Predictably, the Army called this a Battle. The Battle of Wounded Knee. More formulaic propaganda. But should an Indian kill a soldier, that of course would be murder. Or so it seemed until January 7, 1891, when a Lakota Sioux man named Ota Tašunka (Plenty Horses) did just that.
Less than two weeks after the massacre at Wounded Knee, Plenty Horses shot and killed Army Lieutenant Edward Casey. He was arrested and tried for murder.
But Plenty Horse had two lawyers who were working pro bono, and they came up with what proved to be a winning defense strategy. They upended the murder trial by contending that the reservation had been in a state of war when Plenty Horses shot Lieutenant Casey. This wasn’t murder. This was one enemy combatant killing another, and therefore the incident was not subject to a murder trial.
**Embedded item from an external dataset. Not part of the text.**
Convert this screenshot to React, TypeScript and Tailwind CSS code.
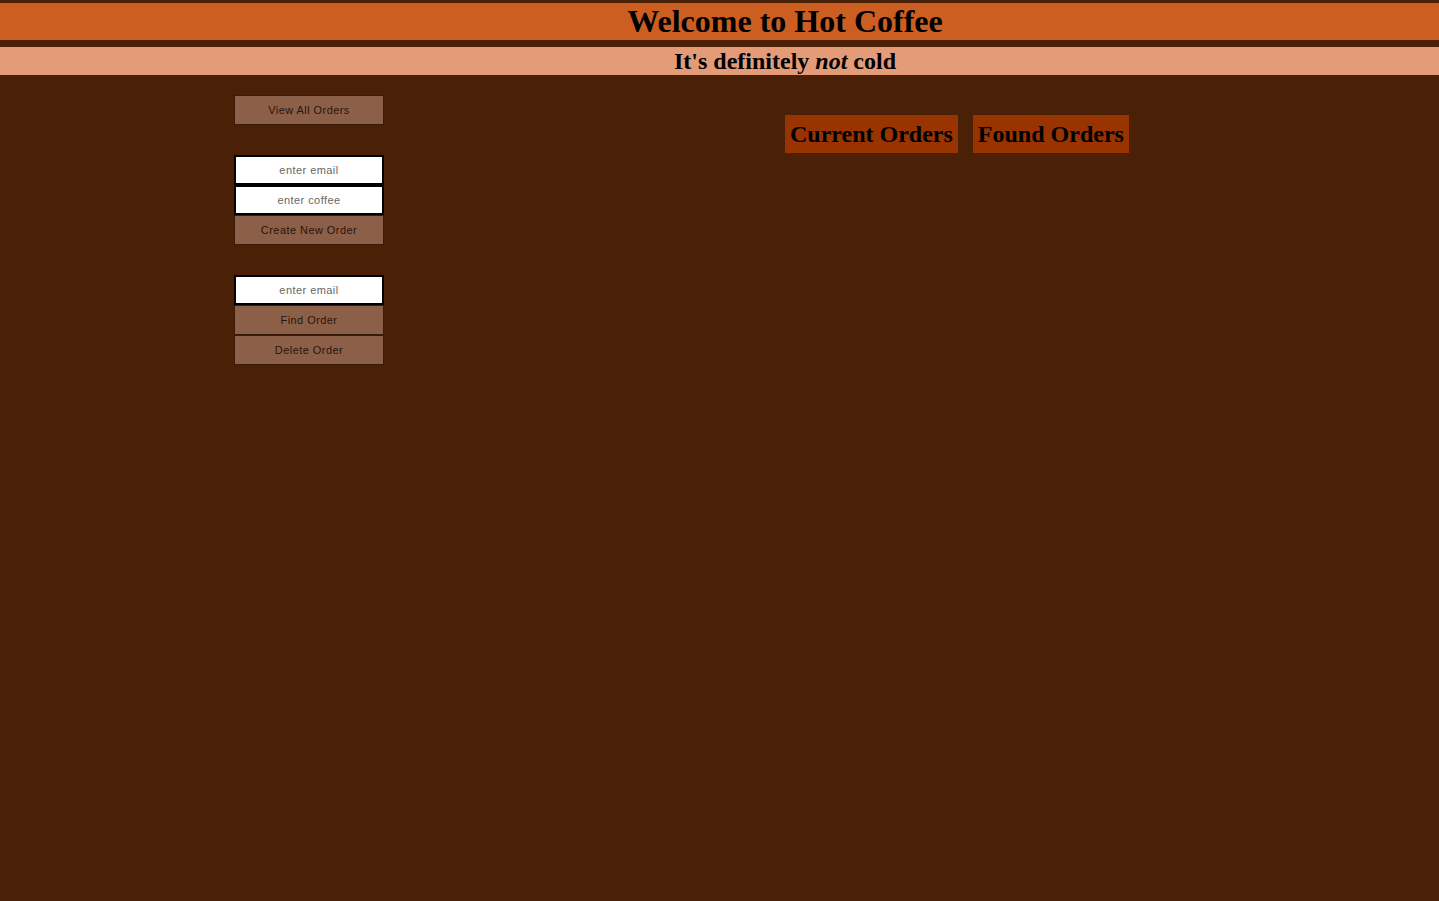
import { useState } from "react"

const btn = "w-[150px] h-[30px] bg-[#8c5f48] border border-[#3a1a08] text-[11px] text-[#2a140a] tracking-[0.04em] font-['Liberation_Sans',Arial,sans-serif] text-center"
const input = "w-[150px] h-[30px] bg-white border-2 border-black text-[11px] tracking-[0.04em] text-center text-[#555] placeholder:text-[#666] font-['Liberation_Sans',Arial,sans-serif] outline-none"

export default function App() {
    const [email, setEmail] = useState("")
    const [coffee, setCoffee] = useState("")
    const [findEmail, setFindEmail] = useState("")

    return (
        <div className="min-h-screen w-full bg-[#4a2006] pt-[3px] font-['Liberation_Serif','Times_New_Roman',serif] text-black">
            <header className="bg-[#cd5e22] h-[37px] flex items-center justify-center pl-[131px]">
                <h1 className="text-[32px] font-bold leading-none -mt-[2px]">Welcome to Hot Coffee</h1>
            </header>
            <div className="mt-[7px] bg-[#e49b77] h-[28px] flex items-center justify-center pl-[131px]">
                <h2 className="text-[24px] font-bold leading-none">It's definitely <em>not</em> cold</h2>
            </div>
            <main className="flex pt-[20px]">
                <div className="ml-[234px] flex flex-col">
                    <button className={btn}>View All Orders</button>
                    <div className="mt-[30px] flex flex-col">
                        <input className={input} placeholder="enter email" value={email} onChange={e => setEmail(e.target.value)} />
                        <input className={input} placeholder="enter coffee" value={coffee} onChange={e => setCoffee(e.target.value)} />
                        <button className={btn}>Create New Order</button>
                    </div>
                    <div className="mt-[30px] flex flex-col">
                        <input className={input} placeholder="enter email" value={findEmail} onChange={e => setFindEmail(e.target.value)} />
                        <button className={btn}>Find Order</button>
                        <button className={btn}>Delete Order</button>
                    </div>
                </div>
                <div className="ml-[401px] mt-[20px] flex gap-[15px] items-start">
                    <h3 className="bg-[#993300] h-[38px] px-[5px] flex items-center text-[24px] font-bold leading-none">Current Orders</h3>
                    <h3 className="bg-[#993300] h-[38px] px-[5px] flex items-center text-[24px] font-bold leading-none">Found Orders</h3>
                </div>
            </main>
        </div>
    )
}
The implications were soon overwhelming. Plenty Horse’s lawyers noted that if there had not been a state of war, and their client could be could be tried for the murder of Casey, then all the members of the 7th cavalry could be tried for the murders at Wounded Knee.
The federal government immediately realized they were cornered. The prosecution soon brought in a witness, Army Captain Frank Baldwin, to testify on behalf of the defense’s contention: Yes, a state of warfare had existed on the reservation, Baldwin said. To bolster this assertion, Baldwin even claimed that Plenty Horses had killed Casey while the latter was spying on a hostile Indian encampment.
The judge ordered the jury to find that a state of war had existed on the reservation. Plenty Horses was acquitted. And for their participation in the “Battle” of Wounded Knee, twenty soldiers subsequently received the Congressional Medal of Honor, the highest award the nation can bestow for military action.
That some of the soldiers who committed the massacre of Wounded Knee received the nation’s highest honor is an unspeakable outrage. That the injured soldiers who survived Captain Hasan’s killing spree at Ft. Hood cannot now receive Purple Hearts, shows that the the twisted rhetoric of war remains with us still.
A massacre by any other name is just as bloody.